Data section —
------------------------------
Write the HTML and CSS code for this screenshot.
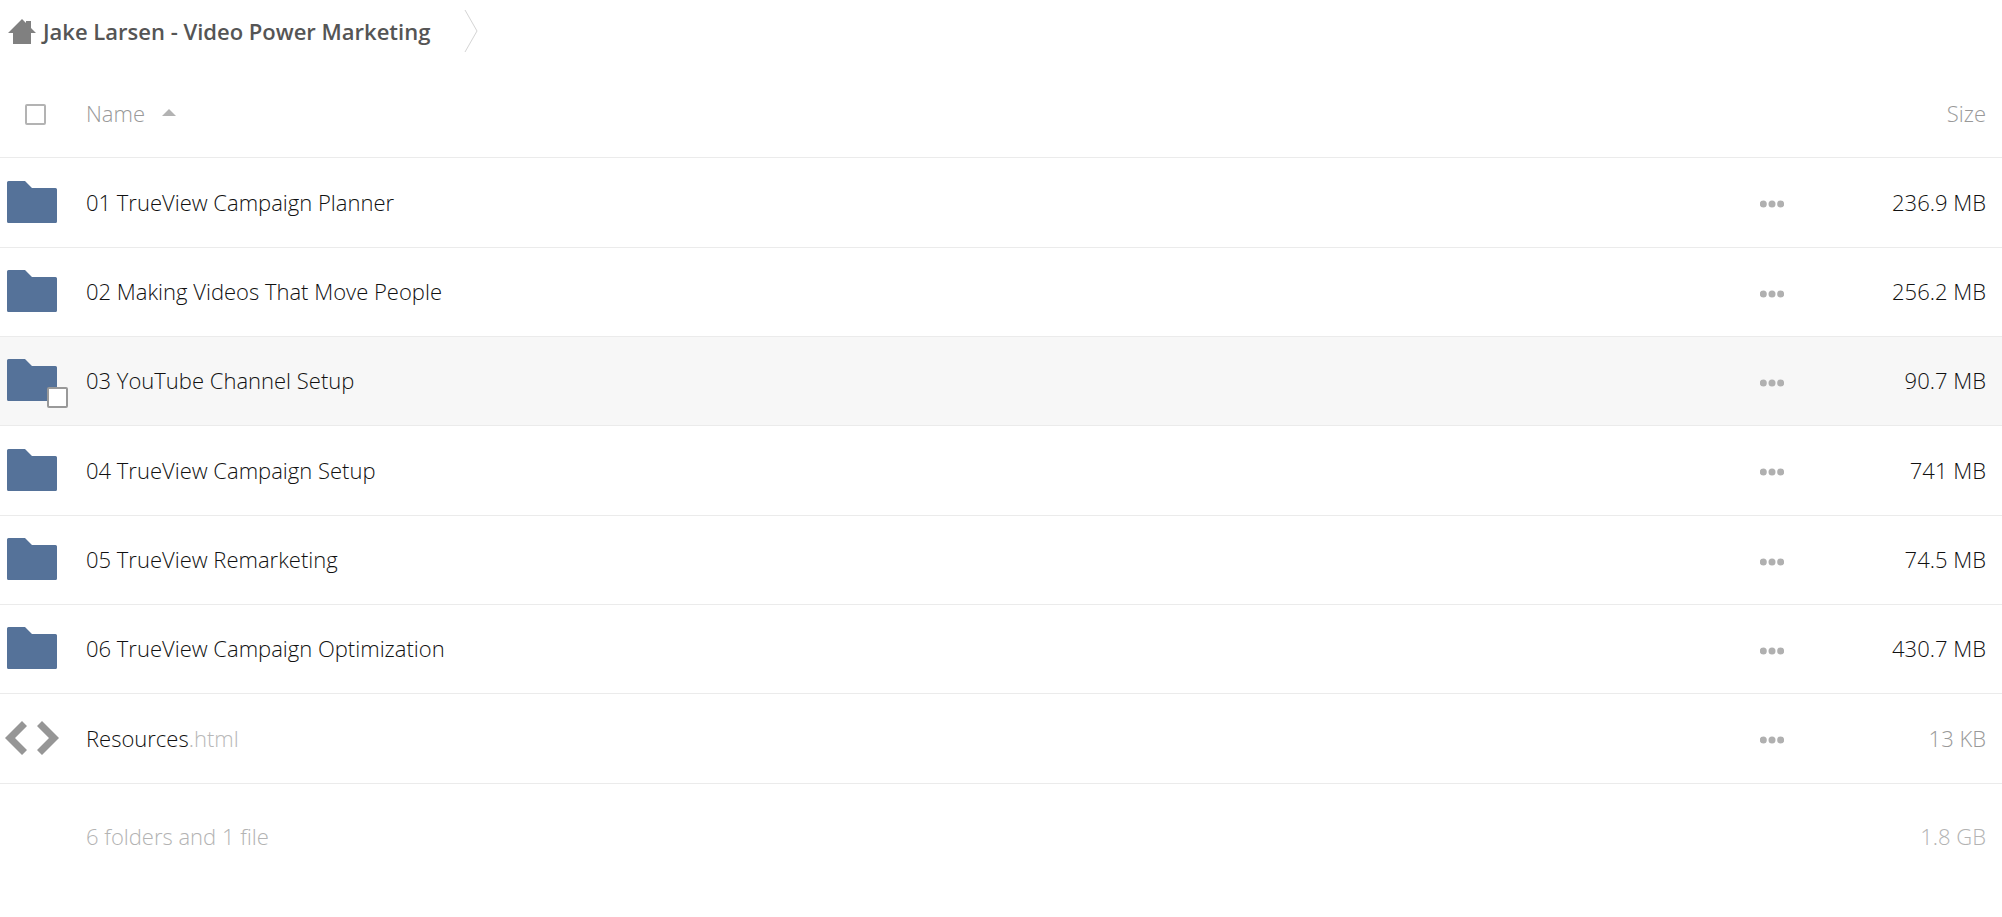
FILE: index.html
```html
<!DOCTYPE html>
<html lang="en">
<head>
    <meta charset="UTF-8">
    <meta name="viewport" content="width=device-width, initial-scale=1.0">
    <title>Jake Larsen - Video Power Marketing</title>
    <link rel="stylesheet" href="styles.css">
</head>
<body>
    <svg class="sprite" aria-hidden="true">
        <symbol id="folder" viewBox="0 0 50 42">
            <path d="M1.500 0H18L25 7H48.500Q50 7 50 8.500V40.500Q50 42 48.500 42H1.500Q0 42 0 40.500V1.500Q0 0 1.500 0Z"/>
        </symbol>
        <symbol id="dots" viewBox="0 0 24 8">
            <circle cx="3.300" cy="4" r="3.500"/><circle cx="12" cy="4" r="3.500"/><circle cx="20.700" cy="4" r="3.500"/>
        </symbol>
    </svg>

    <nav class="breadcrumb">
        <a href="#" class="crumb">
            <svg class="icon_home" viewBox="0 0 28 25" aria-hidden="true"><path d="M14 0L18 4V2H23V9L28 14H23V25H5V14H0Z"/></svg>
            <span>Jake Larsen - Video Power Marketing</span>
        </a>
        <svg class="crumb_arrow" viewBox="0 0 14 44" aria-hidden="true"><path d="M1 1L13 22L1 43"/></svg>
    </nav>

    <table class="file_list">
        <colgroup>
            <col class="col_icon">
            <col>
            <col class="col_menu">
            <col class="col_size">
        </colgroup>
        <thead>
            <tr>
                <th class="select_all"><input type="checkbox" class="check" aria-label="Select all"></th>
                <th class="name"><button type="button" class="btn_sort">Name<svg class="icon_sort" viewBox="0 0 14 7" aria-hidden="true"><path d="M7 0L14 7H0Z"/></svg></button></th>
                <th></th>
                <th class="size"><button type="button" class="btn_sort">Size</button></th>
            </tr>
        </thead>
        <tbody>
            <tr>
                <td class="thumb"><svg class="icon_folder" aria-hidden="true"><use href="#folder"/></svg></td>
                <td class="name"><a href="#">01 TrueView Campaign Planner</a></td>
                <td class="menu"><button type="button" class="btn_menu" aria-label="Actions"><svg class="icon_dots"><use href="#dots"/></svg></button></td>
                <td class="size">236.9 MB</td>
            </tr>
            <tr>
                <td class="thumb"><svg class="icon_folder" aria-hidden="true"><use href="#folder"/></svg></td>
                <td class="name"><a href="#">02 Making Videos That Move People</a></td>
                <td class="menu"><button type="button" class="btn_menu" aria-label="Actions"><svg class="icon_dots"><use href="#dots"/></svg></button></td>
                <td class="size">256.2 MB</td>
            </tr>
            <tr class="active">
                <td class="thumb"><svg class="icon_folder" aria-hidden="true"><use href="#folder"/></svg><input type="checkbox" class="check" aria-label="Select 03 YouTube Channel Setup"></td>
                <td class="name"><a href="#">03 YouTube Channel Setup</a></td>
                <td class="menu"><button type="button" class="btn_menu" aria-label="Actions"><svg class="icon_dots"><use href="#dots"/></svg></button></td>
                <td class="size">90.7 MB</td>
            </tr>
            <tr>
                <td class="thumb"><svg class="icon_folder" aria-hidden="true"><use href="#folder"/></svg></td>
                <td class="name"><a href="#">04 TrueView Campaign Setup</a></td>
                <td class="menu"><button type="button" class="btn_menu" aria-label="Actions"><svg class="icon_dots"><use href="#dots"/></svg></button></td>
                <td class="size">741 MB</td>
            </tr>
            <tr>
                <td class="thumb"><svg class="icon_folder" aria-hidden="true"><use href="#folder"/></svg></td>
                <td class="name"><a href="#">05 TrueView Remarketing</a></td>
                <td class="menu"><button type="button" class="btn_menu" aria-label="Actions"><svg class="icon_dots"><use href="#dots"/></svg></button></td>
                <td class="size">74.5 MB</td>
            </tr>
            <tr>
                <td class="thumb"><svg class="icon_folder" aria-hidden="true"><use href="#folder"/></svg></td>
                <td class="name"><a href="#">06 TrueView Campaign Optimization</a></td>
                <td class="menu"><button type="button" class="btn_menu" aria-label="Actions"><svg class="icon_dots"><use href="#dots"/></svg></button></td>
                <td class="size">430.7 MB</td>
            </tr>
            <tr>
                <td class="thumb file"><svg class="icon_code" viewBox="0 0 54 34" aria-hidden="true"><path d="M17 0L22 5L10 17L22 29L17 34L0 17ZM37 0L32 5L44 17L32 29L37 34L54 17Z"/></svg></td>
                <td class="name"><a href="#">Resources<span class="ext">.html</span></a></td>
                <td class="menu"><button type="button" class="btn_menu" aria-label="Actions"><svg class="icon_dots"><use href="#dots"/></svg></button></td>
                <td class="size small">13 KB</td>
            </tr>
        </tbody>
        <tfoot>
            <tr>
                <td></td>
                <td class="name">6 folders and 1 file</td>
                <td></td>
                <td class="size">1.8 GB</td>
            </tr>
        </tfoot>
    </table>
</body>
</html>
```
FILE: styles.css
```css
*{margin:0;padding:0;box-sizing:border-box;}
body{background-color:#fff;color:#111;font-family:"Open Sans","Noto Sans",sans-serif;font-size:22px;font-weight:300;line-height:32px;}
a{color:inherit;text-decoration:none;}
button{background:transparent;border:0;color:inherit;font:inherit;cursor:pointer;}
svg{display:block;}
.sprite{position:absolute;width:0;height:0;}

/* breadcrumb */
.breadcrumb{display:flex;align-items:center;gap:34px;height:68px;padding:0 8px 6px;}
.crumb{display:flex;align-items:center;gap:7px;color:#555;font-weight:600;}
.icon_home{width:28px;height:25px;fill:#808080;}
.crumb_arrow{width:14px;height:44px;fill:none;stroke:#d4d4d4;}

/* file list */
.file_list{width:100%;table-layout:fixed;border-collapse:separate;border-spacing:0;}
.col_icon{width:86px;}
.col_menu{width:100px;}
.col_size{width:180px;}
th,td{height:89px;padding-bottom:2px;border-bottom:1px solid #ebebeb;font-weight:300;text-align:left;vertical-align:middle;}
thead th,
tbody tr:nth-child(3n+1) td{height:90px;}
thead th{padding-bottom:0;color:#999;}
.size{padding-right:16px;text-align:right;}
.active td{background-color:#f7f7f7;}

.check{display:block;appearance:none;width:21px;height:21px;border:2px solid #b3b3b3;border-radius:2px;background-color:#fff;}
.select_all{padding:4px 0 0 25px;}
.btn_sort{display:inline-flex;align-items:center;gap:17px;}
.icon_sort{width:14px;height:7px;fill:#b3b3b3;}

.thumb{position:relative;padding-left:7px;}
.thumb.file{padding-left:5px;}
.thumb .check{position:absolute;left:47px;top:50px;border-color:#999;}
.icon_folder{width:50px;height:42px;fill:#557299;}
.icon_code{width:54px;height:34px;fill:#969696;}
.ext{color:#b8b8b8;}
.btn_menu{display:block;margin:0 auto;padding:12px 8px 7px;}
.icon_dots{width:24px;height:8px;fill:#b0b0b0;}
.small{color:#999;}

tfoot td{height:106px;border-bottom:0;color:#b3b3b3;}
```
------------------------------
Objective — Give an exact reproduction of every line, leaving out any picture.

The answer —
Write the HTML and CSS code for this screenshot.
FILE: index.html
```html
<!DOCTYPE html>
<html lang="en">
<head>
    <meta charset="UTF-8">
    <meta name="viewport" content="width=device-width, initial-scale=1.0">
    <title>Jake Larsen - Video Power Marketing</title>
    <link rel="stylesheet" href="styles.css">
</head>
<body>
    <svg class="sprite" aria-hidden="true">
        <symbol id="folder" viewBox="0 0 50 42">
            <path d="M1.500 0H18L25 7H48.500Q50 7 50 8.500V40.500Q50 42 48.500 42H1.500Q0 42 0 40.500V1.500Q0 0 1.500 0Z"/>
        </symbol>
        <symbol id="dots" viewBox="0 0 24 8">
            <circle cx="3.300" cy="4" r="3.500"/><circle cx="12" cy="4" r="3.500"/><circle cx="20.700" cy="4" r="3.500"/>
        </symbol>
    </svg>

    <nav class="breadcrumb">
        <a href="#" class="crumb">
            <svg class="icon_home" viewBox="0 0 28 25" aria-hidden="true"><path d="M14 0L18 4V2H23V9L28 14H23V25H5V14H0Z"/></svg>
            <span>Jake Larsen - Video Power Marketing</span>
        </a>
        <svg class="crumb_arrow" viewBox="0 0 14 44" aria-hidden="true"><path d="M1 1L13 22L1 43"/></svg>
    </nav>

    <table class="file_list">
        <colgroup>
            <col class="col_icon">
            <col>
            <col class="col_menu">
            <col class="col_size">
        </colgroup>
        <thead>
            <tr>
                <th class="select_all"><input type="checkbox" class="check" aria-label="Select all"></th>
                <th class="name"><button type="button" class="btn_sort">Name<svg class="icon_sort" viewBox="0 0 14 7" aria-hidden="true"><path d="M7 0L14 7H0Z"/></svg></button></th>
                <th></th>
                <th class="size"><button type="button" class="btn_sort">Size</button></th>
            </tr>
        </thead>
        <tbody>
            <tr>
                <td class="thumb"><svg class="icon_folder" aria-hidden="true"><use href="#folder"/></svg></td>
                <td class="name"><a href="#">01 TrueView Campaign Planner</a></td>
                <td class="menu"><button type="button" class="btn_menu" aria-label="Actions"><svg class="icon_dots"><use href="#dots"/></svg></button></td>
                <td class="size">236.9 MB</td>
            </tr>
            <tr>
                <td class="thumb"><svg class="icon_folder" aria-hidden="true"><use href="#folder"/></svg></td>
                <td class="name"><a href="#">02 Making Videos That Move People</a></td>
                <td class="menu"><button type="button" class="btn_menu" aria-label="Actions"><svg class="icon_dots"><use href="#dots"/></svg></button></td>
                <td class="size">256.2 MB</td>
            </tr>
            <tr class="active">
                <td class="thumb"><svg class="icon_folder" aria-hidden="true"><use href="#folder"/></svg><input type="checkbox" class="check" aria-label="Select 03 YouTube Channel Setup"></td>
                <td class="name"><a href="#">03 YouTube Channel Setup</a></td>
                <td class="menu"><button type="button" class="btn_menu" aria-label="Actions"><svg class="icon_dots"><use href="#dots"/></svg></button></td>
                <td class="size">90.7 MB</td>
            </tr>
            <tr>
                <td class="thumb"><svg class="icon_folder" aria-hidden="true"><use href="#folder"/></svg></td>
                <td class="name"><a href="#">04 TrueView Campaign Setup</a></td>
                <td class="menu"><button type="button" class="btn_menu" aria-label="Actions"><svg class="icon_dots"><use href="#dots"/></svg></button></td>
                <td class="size">741 MB</td>
            </tr>
            <tr>
                <td class="thumb"><svg class="icon_folder" aria-hidden="true"><use href="#folder"/></svg></td>
                <td class="name"><a href="#">05 TrueView Remarketing</a></td>
                <td class="menu"><button type="button" class="btn_menu" aria-label="Actions"><svg class="icon_dots"><use href="#dots"/></svg></button></td>
                <td class="size">74.5 MB</td>
            </tr>
            <tr>
                <td class="thumb"><svg class="icon_folder" aria-hidden="true"><use href="#folder"/></svg></td>
                <td class="name"><a href="#">06 TrueView Campaign Optimization</a></td>
                <td class="menu"><button type="button" class="btn_menu" aria-label="Actions"><svg class="icon_dots"><use href="#dots"/></svg></button></td>
                <td class="size">430.7 MB</td>
            </tr>
            <tr>
                <td class="thumb file"><svg class="icon_code" viewBox="0 0 54 34" aria-hidden="true"><path d="M17 0L22 5L10 17L22 29L17 34L0 17ZM37 0L32 5L44 17L32 29L37 34L54 17Z"/></svg></td>
                <td class="name"><a href="#">Resources<span class="ext">.html</span></a></td>
                <td class="menu"><button type="button" class="btn_menu" aria-label="Actions"><svg class="icon_dots"><use href="#dots"/></svg></button></td>
                <td class="size small">13 KB</td>
            </tr>
        </tbody>
        <tfoot>
            <tr>
                <td></td>
                <td class="name">6 folders and 1 file</td>
                <td></td>
                <td class="size">1.8 GB</td>
            </tr>
        </tfoot>
    </table>
</body>
</html>
```
FILE: styles.css
```css
*{margin:0;padding:0;box-sizing:border-box;}
body{background-color:#fff;color:#111;font-family:"Open Sans","Noto Sans",sans-serif;font-size:22px;font-weight:300;line-height:32px;}
a{color:inherit;text-decoration:none;}
button{background:transparent;border:0;color:inherit;font:inherit;cursor:pointer;}
svg{display:block;}
.sprite{position:absolute;width:0;height:0;}

/* breadcrumb */
.breadcrumb{display:flex;align-items:center;gap:34px;height:68px;padding:0 8px 6px;}
.crumb{display:flex;align-items:center;gap:7px;color:#555;font-weight:600;}
.icon_home{width:28px;height:25px;fill:#808080;}
.crumb_arrow{width:14px;height:44px;fill:none;stroke:#d4d4d4;}

/* file list */
.file_list{width:100%;table-layout:fixed;border-collapse:separate;border-spacing:0;}
.col_icon{width:86px;}
.col_menu{width:100px;}
.col_size{width:180px;}
th,td{height:89px;padding-bottom:2px;border-bottom:1px solid #ebebeb;font-weight:300;text-align:left;vertical-align:middle;}
thead th,
tbody tr:nth-child(3n+1) td{height:90px;}
thead th{padding-bottom:0;color:#999;}
.size{padding-right:16px;text-align:right;}
.active td{background-color:#f7f7f7;}

.check{display:block;appearance:none;width:21px;height:21px;border:2px solid #b3b3b3;border-radius:2px;background-color:#fff;}
.select_all{padding:4px 0 0 25px;}
.btn_sort{display:inline-flex;align-items:center;gap:17px;}
.icon_sort{width:14px;height:7px;fill:#b3b3b3;}

.thumb{position:relative;padding-left:7px;}
.thumb.file{padding-left:5px;}
.thumb .check{position:absolute;left:47px;top:50px;border-color:#999;}
.icon_folder{width:50px;height:42px;fill:#557299;}
.icon_code{width:54px;height:34px;fill:#969696;}
.ext{color:#b8b8b8;}
.btn_menu{display:block;margin:0 auto;padding:12px 8px 7px;}
.icon_dots{width:24px;height:8px;fill:#b0b0b0;}
.small{color:#999;}

tfoot td{height:106px;border-bottom:0;color:#b3b3b3;}
```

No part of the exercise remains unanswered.